Between Times: From Wendell Berry's fiction


“I’m a great one for places. This farm’s just full of places I’ve picked out to spend a day sitting in, if I ever get the time to do it. Cool places or quiet ones, with water running or an overlook. I’ve thought of some of them nearly all my life. And looks like I’ve never had time to sit down and be still for very long in a one.”
-      Spoken by Mat Feltner, a character in Wendell Berry’s A Place on Earth
Mat and Margaret Feltner and their hired couple live and work on their Kentucky farm, visited and helped by relatives and neighbors. It’s a good life but not untouched by loss, and this has been a hard year, the last year of World War II. Their son Virgil won’t be coming home. A Place on Earth is the story of that year in a small, rural town, on the nearby Ohio River, and out in the country, on the land. Finally, close to the end of the book, comes this passage:
He [Mat] sits at the foot of one of the big trees at the edge of the grove, leaning back against the trunk. He faces the way the stream falls, the stream passing below him and to his left, the grove of beeches extending back into its enclosure to his right. In front of him ther is an opening through which he can see a part of a bend in the river—within the bend of the water the bend of the trees along the bank, within the bend of the trees straight rows of corn shocks in a field. Around him the woods is free of undergrowth, and the tree trunks rise cleanly up into the foliage. There is a little water running in the stream, so that here, in addition to the sound of the leaves falling, there is the steady trickling and splashing that the water makes coming down over the rocks. Mat sits with his back against the tree, his hat on the ground beside him, sorting out and examining one by one all the aspects and attractions of the place. It is one of those places that, many times in his life, he has thought would be a good place to rest.... 
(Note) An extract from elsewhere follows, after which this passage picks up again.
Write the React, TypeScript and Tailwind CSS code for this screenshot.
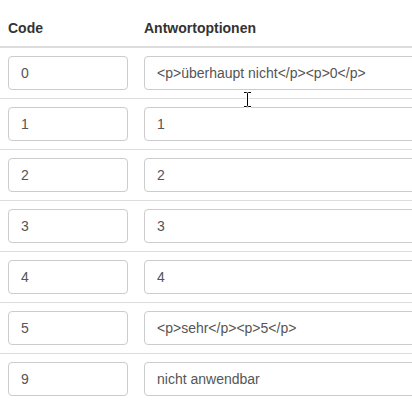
const rows = [
  { code: "0", label: "<p>überhaupt nicht</p><p>0</p>" },
  { code: "1", label: "1" },
  { code: "2", label: "2" },
  { code: "3", label: "3" },
  { code: "4", label: "4" },
  { code: "5", label: "<p>sehr</p><p>5</p>" },
  { code: "9", label: "nicht anwendbar" },
];

function Field({ value, className }: { value: string; className: string }) {
  return (
    <input
      readOnly
      value={value}
      className={`h-[34px] rounded-[4px] border border-[#ccc] bg-white px-3 py-[6px] text-[14px] leading-5 text-[#555] outline-none ${className}`}
    />
  );
}

export default function App() {
  return (
    <div
      className="relative h-[414px] w-[412px] overflow-hidden bg-white pt-[10px]"
      style={{ fontFamily: '"Liberation Sans", Arial, sans-serif' }}
    >
      <table className="w-[600px] border-collapse text-[14px] leading-5 text-[#333]">
        <thead>
          <tr className="border-b-2 border-[#ddd]">
            <th className="w-[136px] p-2 text-left font-bold">Code</th>
            <th className="p-2 text-left font-bold">Antwortoptionen</th>
          </tr>
        </thead>
        <tbody>
          {rows.map((r) => (
            <tr key={r.code} className="border-t border-[#ddd] first:border-t-0">
              <td className="p-2 align-top">
                <Field value={r.code} className="block w-[120px]" />
              </td>
              <td className="p-2 align-top">
                <Field value={r.label} className="block w-[440px]" />
              </td>
            </tr>
          ))}
        </tbody>
      </table>

      {/* text cursor */}
      <svg
        className="pointer-events-none absolute left-[243px] top-[91px]"
        width="9"
        height="17"
        viewBox="0 0 9 17"
      >
        <path
          d="M1 1.5h2.5M5.5 1.5H8M4.5 2v13M1 15.5h2.5M5.5 15.5H8"
          stroke="#fff"
          strokeWidth="3"
          fill="none"
        />
        <path
          d="M1 1.5h2.5c0.5 0 1 0.5 1 1M8 1.5H5.5c-0.5 0-1 0.5-1 1M4.5 2.5v12M1 15.5h2.5c0.5 0 1-0.5 1-1M8 15.5H5.5c-0.5 0-1-0.5-1-1"
          stroke="#000"
          strokeWidth="1"
          fill="none"
        />
      </svg>
    </div>
  );
}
What Mat had been through during the course of the year, the small event that led him to the foot of this big tree, what he thought and how he felt then and there about life and death—this is the central focus of Wendell Berry’s story.

A farmer knows his land well. A frequent walker of woods and fields knows it in a different way. Sitting still invites a new perspective.


Postscript February 7, 2012: Wendell Berry has been selected by the National Endowment for the Arts to deliver this year’s Jefferson Lecture at the John F. Kennedy Center for the Performing Arts in Washington, D. C., on April 23, in recognition for intellectual achievement in the humanities. The title of Mr. Berry’s address, “It All Turns on Affection,” will discuss the interaction of human beings with nature. See http://www.neh.gov/news/archive/20120206.html for more detail.

Wednesday, February 1, 2012

Day 5 Outdoors: On High Ground, Creekside


Tuesday, January 31, 1:40-3:15 p.m.

Mild temperatures brought a serious thaw, reducing snow on the ground and increasing snowmelt. The small stream north of our farmhouse has no name but shows on county maps, its source not far east, over on the other side of Jelinek Road. From there it meanders through orchard, woods, open fields and more woods. Small and easily overlooked, it nevertheless offers a great deal of variety along a relatively short length.

Flowing briefly north at the base of wooded hills to the east, the stream crosses a low, waterlogged area (not a fully developed bog or marsh but soggy walking) before falling in a very minor cataract to a lower level, and there it enters another small bit of woods and turns west again. A few cedars and pines crowd the north bank, rising to a large stand of pines further uphill. 



Wild roses and red osiers tangle among fallen trees and branches on the south bank as the stream cuts deeper, heading for a wide, low area overhung with old willows. Beyond the willows it crosses open land, through an old homestead and cattle pasture, before flowing beneath the highway and through more woods to reach Lake Michigan.

The sheltered stretch between insignificant waterfall and giant willows attracts wildlife, and their tracks through the snow—deer and coyote, mostly—come at the creek almost at right angles, trails purposeful and straight from orchard and across meadow. The surface of the snow, both in the open and under the trees, is dimpled now with small craters, shrunken heavily down to earth, pulled by the weight of crystals becoming liquid again. As the crystals melt, they leave their impurities behind. Trees here are on the scrubby side—small, lichen-garbed maples, shallow-rooted quaking aspen (locally known as ‘popple’), young ash trees and now and again a black cherry, straight and tall, its high clusters of fruit black now in midwinter. Many trees have lost limbs. Some entire trees have been felled by wind since autumn. At the base of each standing tree today is a hollow in the snow.

In the current thaw, the little creek itself, ice-covered four weeks ago, is darkly visible between its steep, snowy, brush-tangled banks. Certain stretches look almost still, reflecting as perfectly as a mirror the branches above, silt and dead leaves settled to the bottom, a bed that shows dark brown, almost black beneath the clear, cold water. In other stretches, where the flow is obstructed by fallen branches or tumbles of rock, the creek talks quietly to itself. Those sounds today are too slight to be called gurgling. The word purling describes the sound better. A quiet, gentle murmur.

When the breeze catches them, dangling clusters of tiny rosehips (red, orange, yellow) bounce in the winter air, while high off the ground the top branches of pine trees sway in a stronger wind, sending their sharp, resiny odor abroad in soft, passing bursts. The wind has left the mark of its work on several trees—places where a neighboring branch has rubbed and rubbed, sanding away the bark to expose the underlying cambium layer.






Here on the south bank, outside the tangle of trees, there are dry grasses, Queen-Anne’s-lace and thistles bobbing and whispering in intermittent sunlight. Each thistle is a miracle of complexity.

From out on the highway comes the noise of traffic. From far to the southwest, southwest of Claudia’s woods, comes the yipping of coyotes.